広報誌「かけはし」
 

■2020年2月 No.581



 厚労省は、平成30年度の「保険医療機関等の指導・監査等の実施状況」をまとめた。30年度に保険医療機関、保険薬局の指定取り消し処分を受けたのは、取り消し相当を含めて全国で24件、対前年度比4件減。保険医等の登録取り消し、取り消し相当は全国で19人、対前年度比1人増。指導・監査等の実施による返還金額は87億3840万円にのぼった。

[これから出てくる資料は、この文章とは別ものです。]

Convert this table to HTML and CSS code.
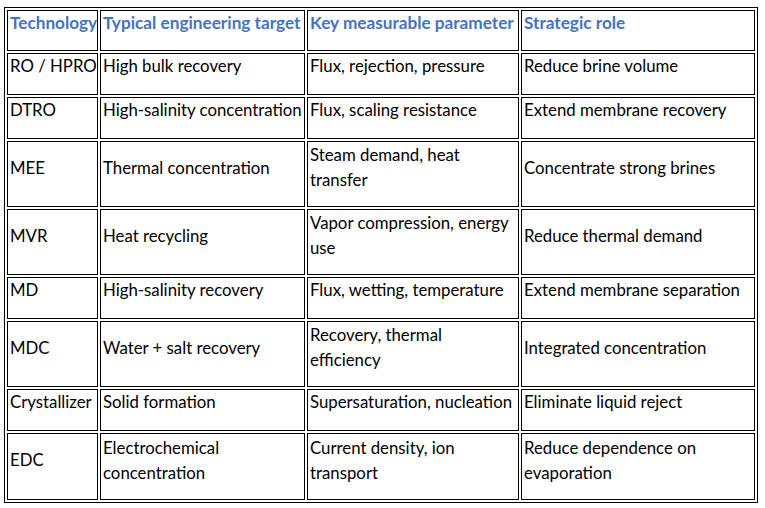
FILE: index.html
```html
<!DOCTYPE html>
<html lang="en">
<head>
<meta charset="utf-8">
<title>Technologies</title>
<link rel="stylesheet" href="styles.css">
</head>
<body>
<table class="grid">
  <thead>
    <tr class="row-head">
      <th class="c1">Technology</th>
      <th class="c2">Typical engineering target</th>
      <th class="c3">Key measurable parameter</th>
      <th class="c4">Strategic role</th>
    </tr>
  </thead>
  <tbody>
    <tr class="row-one">
      <td>RO / HPRO</td>
      <td>High bulk recovery</td>
      <td>Flux, rejection, pressure</td>
      <td>Reduce brine volume</td>
    </tr>
    <tr class="row-one">
      <td>DTRO</td>
      <td>High-salinity concentration</td>
      <td>Flux, scaling resistance</td>
      <td>Extend membrane recovery</td>
    </tr>
    <tr class="row-two">
      <td>MEE</td>
      <td>Thermal concentration</td>
      <td>Steam demand, heat<br>transfer</td>
      <td>Concentrate strong brines</td>
    </tr>
    <tr class="row-two">
      <td>MVR</td>
      <td>Heat recycling</td>
      <td>Vapor compression, energy<br>use</td>
      <td>Reduce thermal demand</td>
    </tr>
    <tr class="row-one">
      <td>MD</td>
      <td>High-salinity recovery</td>
      <td>Flux, wetting, temperature</td>
      <td>Extend membrane separation</td>
    </tr>
    <tr class="row-two">
      <td>MDC</td>
      <td>Water + salt recovery</td>
      <td>Recovery, thermal<br>efficiency</td>
      <td>Integrated concentration</td>
    </tr>
    <tr class="row-one">
      <td>Crystallizer</td>
      <td>Solid formation</td>
      <td>Supersaturation, nucleation</td>
      <td>Eliminate liquid reject</td>
    </tr>
    <tr class="row-last">
      <td>EDC</td>
      <td>Electrochemical<br>concentration</td>
      <td>Current density, ion<br>transport</td>
      <td>Reduce dependence on<br>evaporation</td>
    </tr>
  </tbody>
</table>
</body>
</html>
```
FILE: styles.css
```css
html, body {
  margin: 0;
  background: #ffffff;
}
body {
  padding: 7px 0 0 4px;
  font-family: Lato, "Open Sans", sans-serif;
  font-size: 16.8px;
  color: #000000;
}
.grid {
  table-layout: fixed;
  width: 754px;
  border: 1px solid #000000;
  border-collapse: separate;
  border-spacing: 2px;
}
.grid th,
.grid td {
  box-sizing: border-box;
  border: 1px solid #000000;
  padding: 0 0 14px 2px;
  line-height: 25px;
  vertical-align: middle;
  text-align: left;
  white-space: nowrap;
  overflow: hidden;
}
.grid th {
  color: #4472c4;
  font-weight: bold;
  font-size: 17.2px;
}
.row-head th {
  line-height: 23px;
  padding-bottom: 16px;
}
.row-one td {
  line-height: 23px;
  padding-bottom: 17px;
}
.c1 { width: 91px; }
.c2 { width: 205px; }
.c3 { width: 212px; }
.c4 { width: 234px; }
.row-head { height: 41px; }
.row-one { height: 42px; }
.row-two { height: 66px; }
.row-last { height: 67px; }
```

 日本の医療は、そのほとんどが保険診療である。医療機関や薬局は、厚労省の地方厚生(支)局長に保険医療機関等の申請をして、指定を受ける。医師、歯科医師、薬剤師も、登録の手続きにより、保険医等として保険診療に従事できる。
 行政当局は、保険診療が常時適正に実施されているか指導・監査等を行う。極端で悪質な不正の場合には、保険医療機関等や保険医等を取り消す。処分を受けた医療機関等、医師等は処分期間中、保険診療ができない。処分前すでに廃止、登録抹消をしていても、「取り消し相当」として同様の取り扱いを受ける。
 平成30年度の保険医療機関等の指導・監査等の実施状況をみると、保険医療機関等と保険医等、合わせて次のとおりとなっている。▽個別指導4724件 ▽新規個別指導5962件 ▽適時調査3636件 ▽監査52件。
 監査の結果、取り消し・取り消し相当の処分を受けたのは、全国で保険医療機関等が24件、保険医等が19人だった。保険医療機関等取り消し24件のうち、不正発覚のきっかけとなったのは、保険者等からの情報提供によるものが17件で多数を占めた。保険者、医療機関従事者や、医療費通知を受けた被保険者からの訴えによる。
 診療報酬・調剤報酬請求のうち、詐欺や不法行為にあたるのが不正請求。不正のおもな形態は次のとおり。
 ▽架空請求=実際に診療していない者に対し、診療したように請求 ▽付け増し請求=診療行為の回数・日数、数量、内容等を実際に行ったものより多く請求 ▽振替請求=実際に行った診療内容を、保険点数の高い他の診療内容に振り替えて請求 ▽二重請求=自費診療を行って患者から費用を受領しているにもかかわらず、保険でも診療報酬を請求 ▽その他の請求=医師数、看護師数等が医療法の標準数を満たしていないにもかかわらず、入院基本料を減額せずに請求―など。
 指導・監査の結果、不正または不当請求が確認され、返還された金額は、87億3840万円にのぼった。内訳は、指導で32億7869万円、適時調査で49億3272万円、監査で5億2699万円となっている。